In Indore, 400 volunteers from non-profits as well as radio jingles, television and print advertisements, and slogans painted on one-and-a-half lakh square metres of wall space across the city have built a strong awareness campaign. Waste segregation takes place in all 85 wards under strict monitoring. Defaulters pay heavy fines (spot fine collection has been roughly Rs 80 lakh in the last 18 months as per Indore Municipal Corporation) and around 850 open garbage spots have been removed.
The city focusses on centralised processing, but recent initiatives encourage residents to treat wet waste in situ. Composters are installed in commercial areas to treat wet waste, while the dry recyclable plastic is sold to recyclers. The non-recyclable plastic waste is bailed and sent to a cement plant outside and to authorities for road construction.
In Bihar, Patna and Gaya received only the 1 Leaf Award. Delhi-NCR also performed poorly, with south and east Delhi municipal corporations receiving the 2 Leaves Award, while Gurugram got just 1 Leaf. The Indian Institute of Technology Delhi recently noted that no restoration of the Ghazipur landfill site—where over 1,600MT of solid waste is dumped daily, 17 years after its scheduled closure—was possible. The landfill’s height has touched 65 metres and is extremely vulnerable to accidents.
Segregation percentage of south and east Delhi is below 33 and they landfill nearly 50 per cent of their waste. “What is required is source-segregation, proper treatment, recycle and reuse.
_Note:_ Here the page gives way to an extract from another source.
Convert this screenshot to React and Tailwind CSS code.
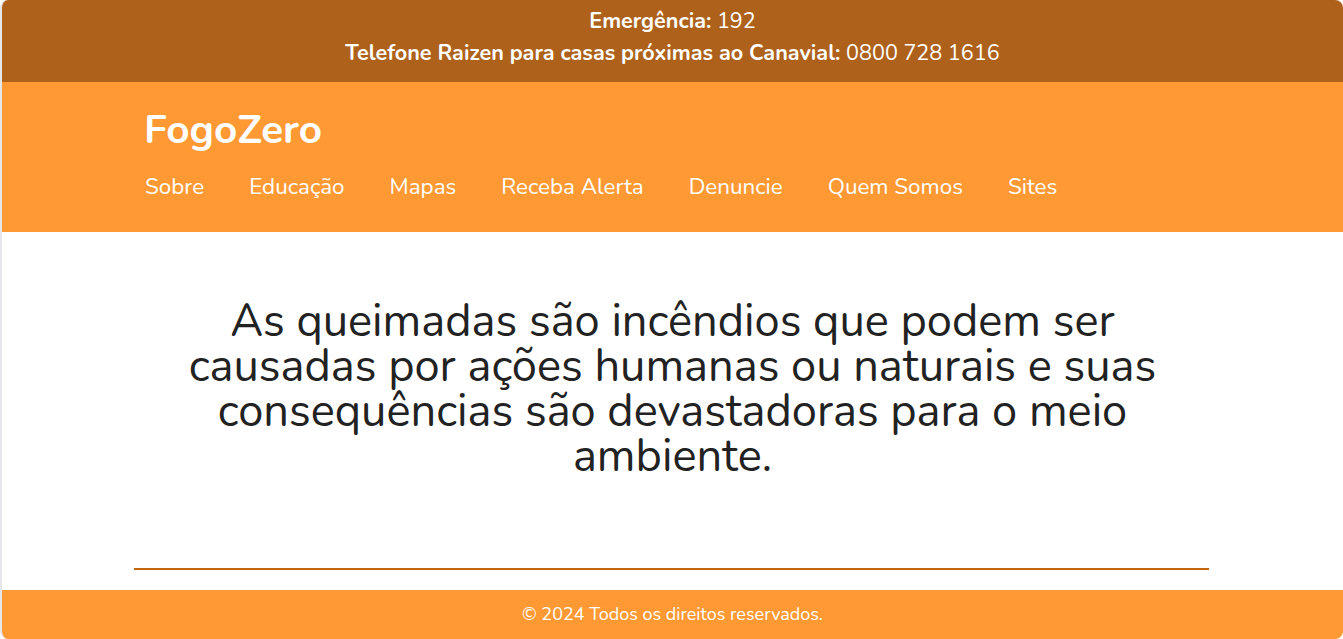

Zero landfill should be the goal of municipal waste management in India,” says Chandra Bhushan, Deputy Director General, CSE. S P S Parihar, Chairperson, Central Pollution Control Board, says adopting the policy of reusing and recycling is critical, and CSE Forum can “help identify those catalysts”. The forum cities will further work to adopt bylaws as per the Solid Waste Management Rules, 2016 and focus on strict implementation of plastic ban.